BEGIN

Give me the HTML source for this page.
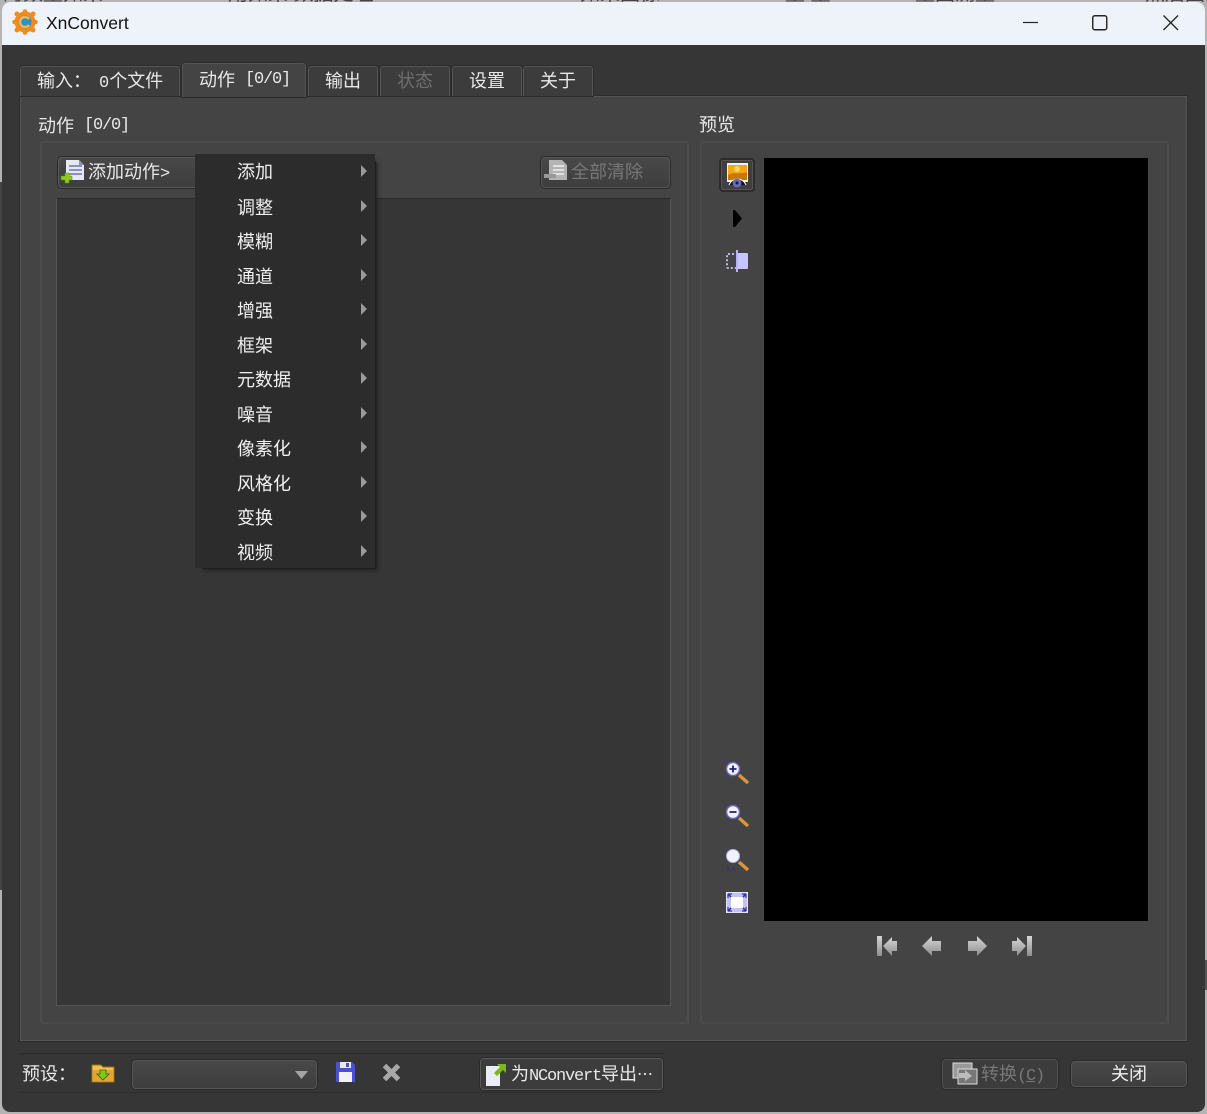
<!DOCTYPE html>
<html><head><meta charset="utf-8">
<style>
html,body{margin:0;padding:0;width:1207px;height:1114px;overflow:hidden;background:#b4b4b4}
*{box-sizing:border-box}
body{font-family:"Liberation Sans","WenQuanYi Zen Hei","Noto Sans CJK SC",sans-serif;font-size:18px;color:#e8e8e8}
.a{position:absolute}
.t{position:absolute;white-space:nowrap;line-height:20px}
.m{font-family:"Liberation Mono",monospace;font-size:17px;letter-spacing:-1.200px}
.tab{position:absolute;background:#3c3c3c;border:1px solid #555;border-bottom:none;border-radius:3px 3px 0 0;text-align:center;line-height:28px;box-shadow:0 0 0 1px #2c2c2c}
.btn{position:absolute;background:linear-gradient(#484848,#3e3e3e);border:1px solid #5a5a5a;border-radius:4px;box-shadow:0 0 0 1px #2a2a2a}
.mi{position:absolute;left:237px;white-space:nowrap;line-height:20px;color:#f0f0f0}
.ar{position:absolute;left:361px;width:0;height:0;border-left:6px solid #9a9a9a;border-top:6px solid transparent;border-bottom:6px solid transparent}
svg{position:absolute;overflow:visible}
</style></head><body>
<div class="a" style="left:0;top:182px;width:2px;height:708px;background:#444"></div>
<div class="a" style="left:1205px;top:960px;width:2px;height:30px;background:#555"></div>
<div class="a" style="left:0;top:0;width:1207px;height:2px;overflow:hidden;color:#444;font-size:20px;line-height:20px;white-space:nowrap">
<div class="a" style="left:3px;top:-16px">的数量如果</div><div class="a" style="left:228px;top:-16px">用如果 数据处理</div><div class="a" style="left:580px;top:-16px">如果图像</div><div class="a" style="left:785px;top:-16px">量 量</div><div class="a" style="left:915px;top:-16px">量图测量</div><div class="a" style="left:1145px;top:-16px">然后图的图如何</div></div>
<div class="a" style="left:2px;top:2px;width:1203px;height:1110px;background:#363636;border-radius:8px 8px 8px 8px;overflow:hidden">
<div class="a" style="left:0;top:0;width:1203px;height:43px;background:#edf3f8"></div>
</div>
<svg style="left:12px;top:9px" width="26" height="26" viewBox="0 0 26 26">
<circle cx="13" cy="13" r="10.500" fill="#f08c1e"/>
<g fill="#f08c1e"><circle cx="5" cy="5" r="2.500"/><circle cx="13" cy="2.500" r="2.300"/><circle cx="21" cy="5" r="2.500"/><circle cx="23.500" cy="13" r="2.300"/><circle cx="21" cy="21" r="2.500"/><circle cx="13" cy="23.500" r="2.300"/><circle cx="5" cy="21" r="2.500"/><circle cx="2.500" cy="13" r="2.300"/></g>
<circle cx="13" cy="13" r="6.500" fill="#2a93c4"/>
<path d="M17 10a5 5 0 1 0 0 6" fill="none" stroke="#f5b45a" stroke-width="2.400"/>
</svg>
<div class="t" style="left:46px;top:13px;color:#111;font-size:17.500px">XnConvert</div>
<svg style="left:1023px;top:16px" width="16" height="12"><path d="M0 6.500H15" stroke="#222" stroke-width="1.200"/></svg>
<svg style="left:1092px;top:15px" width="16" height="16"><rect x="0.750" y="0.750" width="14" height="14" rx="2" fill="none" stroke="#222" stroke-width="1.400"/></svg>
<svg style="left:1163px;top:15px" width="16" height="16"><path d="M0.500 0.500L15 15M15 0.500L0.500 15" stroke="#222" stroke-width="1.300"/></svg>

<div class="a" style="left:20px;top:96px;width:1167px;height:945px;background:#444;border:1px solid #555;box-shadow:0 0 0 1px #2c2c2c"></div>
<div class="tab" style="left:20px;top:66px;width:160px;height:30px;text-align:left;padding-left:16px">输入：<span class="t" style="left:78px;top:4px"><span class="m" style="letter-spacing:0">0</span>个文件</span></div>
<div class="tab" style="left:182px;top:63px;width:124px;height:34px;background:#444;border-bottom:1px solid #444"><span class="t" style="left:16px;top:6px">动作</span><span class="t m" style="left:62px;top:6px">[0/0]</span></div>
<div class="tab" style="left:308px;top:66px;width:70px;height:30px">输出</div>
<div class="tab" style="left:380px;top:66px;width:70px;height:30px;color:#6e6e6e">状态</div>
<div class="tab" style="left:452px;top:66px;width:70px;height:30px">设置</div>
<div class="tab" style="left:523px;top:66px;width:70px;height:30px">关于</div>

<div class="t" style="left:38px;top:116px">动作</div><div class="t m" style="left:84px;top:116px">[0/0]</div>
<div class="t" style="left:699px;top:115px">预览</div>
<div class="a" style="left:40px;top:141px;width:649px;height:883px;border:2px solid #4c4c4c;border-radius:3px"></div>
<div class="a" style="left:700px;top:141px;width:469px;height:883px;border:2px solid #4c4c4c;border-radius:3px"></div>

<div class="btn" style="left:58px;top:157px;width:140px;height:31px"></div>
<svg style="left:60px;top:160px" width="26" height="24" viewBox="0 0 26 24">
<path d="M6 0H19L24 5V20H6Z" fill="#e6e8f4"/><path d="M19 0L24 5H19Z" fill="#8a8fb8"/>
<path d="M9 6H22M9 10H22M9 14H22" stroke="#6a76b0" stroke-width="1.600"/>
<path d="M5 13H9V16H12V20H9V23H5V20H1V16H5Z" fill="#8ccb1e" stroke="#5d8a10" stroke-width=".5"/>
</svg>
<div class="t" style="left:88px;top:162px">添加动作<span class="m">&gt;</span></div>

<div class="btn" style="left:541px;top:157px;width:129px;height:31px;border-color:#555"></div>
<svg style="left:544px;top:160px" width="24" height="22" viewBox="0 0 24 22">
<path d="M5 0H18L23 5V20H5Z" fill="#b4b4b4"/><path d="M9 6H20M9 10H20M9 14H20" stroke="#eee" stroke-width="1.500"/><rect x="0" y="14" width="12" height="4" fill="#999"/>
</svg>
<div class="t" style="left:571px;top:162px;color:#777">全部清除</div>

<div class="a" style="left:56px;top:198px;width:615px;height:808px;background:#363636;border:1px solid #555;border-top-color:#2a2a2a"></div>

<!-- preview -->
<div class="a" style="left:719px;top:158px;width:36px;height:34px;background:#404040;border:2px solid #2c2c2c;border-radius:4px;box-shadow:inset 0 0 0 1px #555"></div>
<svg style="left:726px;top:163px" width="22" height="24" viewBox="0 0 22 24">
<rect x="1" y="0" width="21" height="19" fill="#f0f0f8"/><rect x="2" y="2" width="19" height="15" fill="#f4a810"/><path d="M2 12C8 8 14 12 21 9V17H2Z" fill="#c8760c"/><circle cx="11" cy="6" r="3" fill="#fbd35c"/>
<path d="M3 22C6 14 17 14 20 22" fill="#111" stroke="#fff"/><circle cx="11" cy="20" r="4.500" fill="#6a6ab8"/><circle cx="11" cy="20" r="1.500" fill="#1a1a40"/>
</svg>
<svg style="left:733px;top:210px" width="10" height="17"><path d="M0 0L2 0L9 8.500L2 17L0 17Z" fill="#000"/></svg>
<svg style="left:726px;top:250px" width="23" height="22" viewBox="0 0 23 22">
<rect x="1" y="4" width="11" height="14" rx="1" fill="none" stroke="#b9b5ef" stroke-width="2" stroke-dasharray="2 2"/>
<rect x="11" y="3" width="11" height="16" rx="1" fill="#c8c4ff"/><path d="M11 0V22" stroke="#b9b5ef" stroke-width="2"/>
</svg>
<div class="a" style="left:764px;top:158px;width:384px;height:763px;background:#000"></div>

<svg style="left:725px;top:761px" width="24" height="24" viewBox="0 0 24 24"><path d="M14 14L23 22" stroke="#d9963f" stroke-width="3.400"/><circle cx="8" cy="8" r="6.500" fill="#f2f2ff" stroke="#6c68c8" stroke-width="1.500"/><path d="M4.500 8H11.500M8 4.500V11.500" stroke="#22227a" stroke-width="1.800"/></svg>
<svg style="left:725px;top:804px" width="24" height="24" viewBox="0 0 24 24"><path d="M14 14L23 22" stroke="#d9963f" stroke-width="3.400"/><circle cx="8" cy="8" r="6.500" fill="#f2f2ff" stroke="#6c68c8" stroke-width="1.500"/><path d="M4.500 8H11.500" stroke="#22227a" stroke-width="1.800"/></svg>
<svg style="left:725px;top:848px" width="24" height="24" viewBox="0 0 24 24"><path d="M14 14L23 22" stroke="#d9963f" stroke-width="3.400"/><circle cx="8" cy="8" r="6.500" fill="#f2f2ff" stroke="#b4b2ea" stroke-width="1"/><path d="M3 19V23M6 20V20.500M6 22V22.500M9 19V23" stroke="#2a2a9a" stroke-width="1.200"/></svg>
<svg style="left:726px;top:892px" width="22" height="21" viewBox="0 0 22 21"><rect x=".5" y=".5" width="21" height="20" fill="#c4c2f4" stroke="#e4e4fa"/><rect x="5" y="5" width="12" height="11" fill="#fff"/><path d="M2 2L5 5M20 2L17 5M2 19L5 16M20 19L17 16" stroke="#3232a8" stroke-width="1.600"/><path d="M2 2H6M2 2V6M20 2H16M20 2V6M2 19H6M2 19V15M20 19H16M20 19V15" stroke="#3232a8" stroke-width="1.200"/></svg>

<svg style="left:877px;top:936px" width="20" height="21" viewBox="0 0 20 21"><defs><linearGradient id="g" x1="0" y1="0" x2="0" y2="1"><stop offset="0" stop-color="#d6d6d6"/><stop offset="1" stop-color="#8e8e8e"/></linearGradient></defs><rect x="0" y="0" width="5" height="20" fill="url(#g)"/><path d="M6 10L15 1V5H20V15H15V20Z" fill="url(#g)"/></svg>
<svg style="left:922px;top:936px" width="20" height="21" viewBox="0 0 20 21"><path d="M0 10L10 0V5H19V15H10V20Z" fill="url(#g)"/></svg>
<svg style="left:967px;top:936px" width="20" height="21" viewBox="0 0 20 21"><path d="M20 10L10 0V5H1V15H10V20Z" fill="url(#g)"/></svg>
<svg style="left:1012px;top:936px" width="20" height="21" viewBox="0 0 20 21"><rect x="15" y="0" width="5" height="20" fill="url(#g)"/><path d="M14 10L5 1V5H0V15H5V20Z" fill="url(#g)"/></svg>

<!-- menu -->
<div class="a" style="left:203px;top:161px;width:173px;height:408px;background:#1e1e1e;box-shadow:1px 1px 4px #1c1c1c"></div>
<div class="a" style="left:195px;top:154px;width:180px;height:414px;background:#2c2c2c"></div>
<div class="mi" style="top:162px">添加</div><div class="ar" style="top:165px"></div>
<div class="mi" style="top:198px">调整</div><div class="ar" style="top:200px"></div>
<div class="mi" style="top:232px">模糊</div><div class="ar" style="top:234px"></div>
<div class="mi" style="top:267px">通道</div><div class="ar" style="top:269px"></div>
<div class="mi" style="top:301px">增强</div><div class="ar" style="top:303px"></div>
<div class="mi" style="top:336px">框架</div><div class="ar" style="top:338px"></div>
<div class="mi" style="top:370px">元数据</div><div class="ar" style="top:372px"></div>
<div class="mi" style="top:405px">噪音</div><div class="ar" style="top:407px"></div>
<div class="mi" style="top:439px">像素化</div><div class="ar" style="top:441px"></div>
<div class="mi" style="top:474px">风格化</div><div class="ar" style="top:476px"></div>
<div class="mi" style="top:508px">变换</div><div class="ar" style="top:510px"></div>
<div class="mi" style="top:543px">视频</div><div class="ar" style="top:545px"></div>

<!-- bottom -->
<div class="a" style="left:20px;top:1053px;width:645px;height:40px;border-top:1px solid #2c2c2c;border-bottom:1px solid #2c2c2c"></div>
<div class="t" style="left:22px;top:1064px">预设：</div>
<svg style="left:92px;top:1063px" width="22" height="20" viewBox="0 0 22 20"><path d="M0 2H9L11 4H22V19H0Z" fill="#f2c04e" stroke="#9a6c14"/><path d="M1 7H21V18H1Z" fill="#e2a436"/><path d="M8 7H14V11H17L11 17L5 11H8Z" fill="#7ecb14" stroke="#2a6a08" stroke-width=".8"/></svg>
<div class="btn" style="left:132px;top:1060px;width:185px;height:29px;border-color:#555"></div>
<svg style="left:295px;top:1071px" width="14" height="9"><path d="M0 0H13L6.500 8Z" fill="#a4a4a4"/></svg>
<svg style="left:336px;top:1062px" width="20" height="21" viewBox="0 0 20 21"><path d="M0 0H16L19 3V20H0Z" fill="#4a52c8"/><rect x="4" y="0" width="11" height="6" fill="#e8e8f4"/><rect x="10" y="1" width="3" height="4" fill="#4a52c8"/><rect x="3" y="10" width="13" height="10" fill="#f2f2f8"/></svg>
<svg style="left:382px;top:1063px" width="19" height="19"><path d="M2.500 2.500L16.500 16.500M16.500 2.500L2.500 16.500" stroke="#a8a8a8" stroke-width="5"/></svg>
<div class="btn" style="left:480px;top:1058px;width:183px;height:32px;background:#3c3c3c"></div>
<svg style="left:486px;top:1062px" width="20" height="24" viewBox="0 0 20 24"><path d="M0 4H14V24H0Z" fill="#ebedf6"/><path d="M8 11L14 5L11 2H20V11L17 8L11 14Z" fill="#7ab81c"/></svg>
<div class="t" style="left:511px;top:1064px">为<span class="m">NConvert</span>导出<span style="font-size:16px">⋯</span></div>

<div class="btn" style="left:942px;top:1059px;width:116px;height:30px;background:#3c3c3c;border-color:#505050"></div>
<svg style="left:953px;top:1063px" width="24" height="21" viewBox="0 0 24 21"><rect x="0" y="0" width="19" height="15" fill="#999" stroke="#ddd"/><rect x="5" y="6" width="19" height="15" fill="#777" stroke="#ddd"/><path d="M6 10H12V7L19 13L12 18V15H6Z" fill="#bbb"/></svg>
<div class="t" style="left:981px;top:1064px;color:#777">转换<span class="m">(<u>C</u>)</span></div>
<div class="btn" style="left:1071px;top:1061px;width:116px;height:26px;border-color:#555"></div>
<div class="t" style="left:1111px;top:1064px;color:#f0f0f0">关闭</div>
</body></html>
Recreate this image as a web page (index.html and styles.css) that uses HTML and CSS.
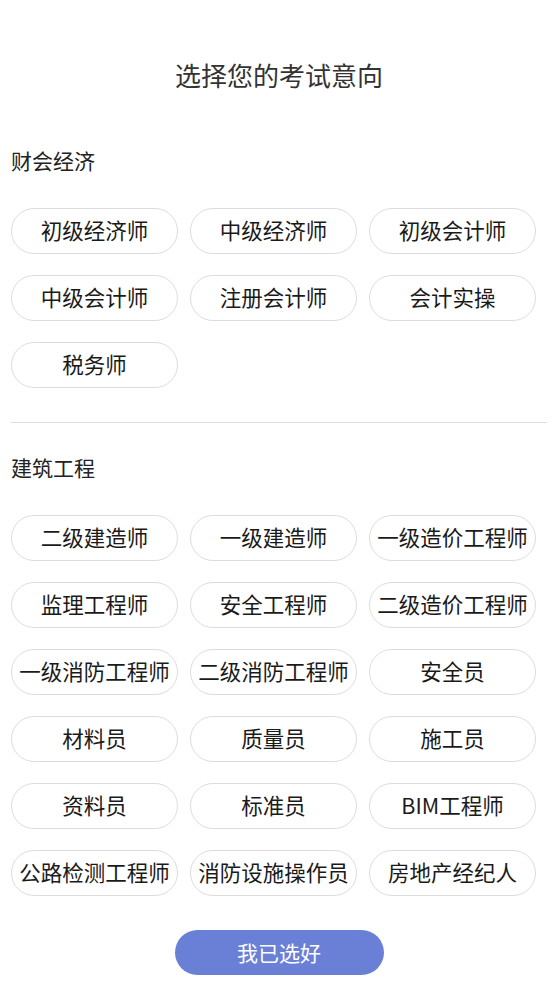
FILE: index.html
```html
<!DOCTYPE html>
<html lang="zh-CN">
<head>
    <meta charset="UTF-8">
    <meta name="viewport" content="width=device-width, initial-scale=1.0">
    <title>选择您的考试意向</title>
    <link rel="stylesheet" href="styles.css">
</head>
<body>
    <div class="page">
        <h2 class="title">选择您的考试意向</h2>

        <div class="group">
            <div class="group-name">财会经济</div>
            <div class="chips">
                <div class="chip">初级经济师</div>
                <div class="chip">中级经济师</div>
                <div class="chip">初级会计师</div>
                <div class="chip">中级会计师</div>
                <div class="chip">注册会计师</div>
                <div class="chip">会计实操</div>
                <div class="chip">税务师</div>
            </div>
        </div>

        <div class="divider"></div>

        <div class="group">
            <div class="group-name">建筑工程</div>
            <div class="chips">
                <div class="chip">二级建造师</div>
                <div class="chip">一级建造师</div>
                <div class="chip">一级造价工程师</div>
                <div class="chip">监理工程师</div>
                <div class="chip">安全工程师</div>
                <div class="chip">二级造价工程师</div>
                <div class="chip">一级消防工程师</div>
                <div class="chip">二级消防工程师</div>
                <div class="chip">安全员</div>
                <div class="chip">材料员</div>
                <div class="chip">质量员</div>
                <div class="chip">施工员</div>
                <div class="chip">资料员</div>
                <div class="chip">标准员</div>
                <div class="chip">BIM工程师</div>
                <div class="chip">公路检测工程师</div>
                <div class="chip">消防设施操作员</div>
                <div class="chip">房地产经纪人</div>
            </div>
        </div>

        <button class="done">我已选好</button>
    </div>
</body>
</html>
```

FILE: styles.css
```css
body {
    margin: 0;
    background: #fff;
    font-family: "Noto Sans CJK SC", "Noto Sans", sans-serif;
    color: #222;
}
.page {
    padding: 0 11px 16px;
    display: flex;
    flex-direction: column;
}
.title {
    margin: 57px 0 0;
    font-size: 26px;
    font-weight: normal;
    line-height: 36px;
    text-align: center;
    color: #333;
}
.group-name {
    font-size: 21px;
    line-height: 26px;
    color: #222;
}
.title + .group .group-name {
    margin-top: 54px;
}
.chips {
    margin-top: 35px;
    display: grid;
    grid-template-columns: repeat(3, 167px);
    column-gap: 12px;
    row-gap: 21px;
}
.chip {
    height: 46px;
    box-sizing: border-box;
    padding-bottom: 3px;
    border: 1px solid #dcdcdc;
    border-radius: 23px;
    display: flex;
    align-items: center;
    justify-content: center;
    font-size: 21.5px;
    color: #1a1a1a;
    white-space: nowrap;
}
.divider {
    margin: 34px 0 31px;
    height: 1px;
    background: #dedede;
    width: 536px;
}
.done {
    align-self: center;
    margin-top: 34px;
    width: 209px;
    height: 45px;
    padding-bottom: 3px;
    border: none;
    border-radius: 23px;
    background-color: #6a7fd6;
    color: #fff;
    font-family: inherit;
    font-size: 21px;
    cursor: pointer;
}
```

END

-- Task requirements --
Only a number is expected here: the count of lines in the listing that hold the string "page".

-- Answer below --
4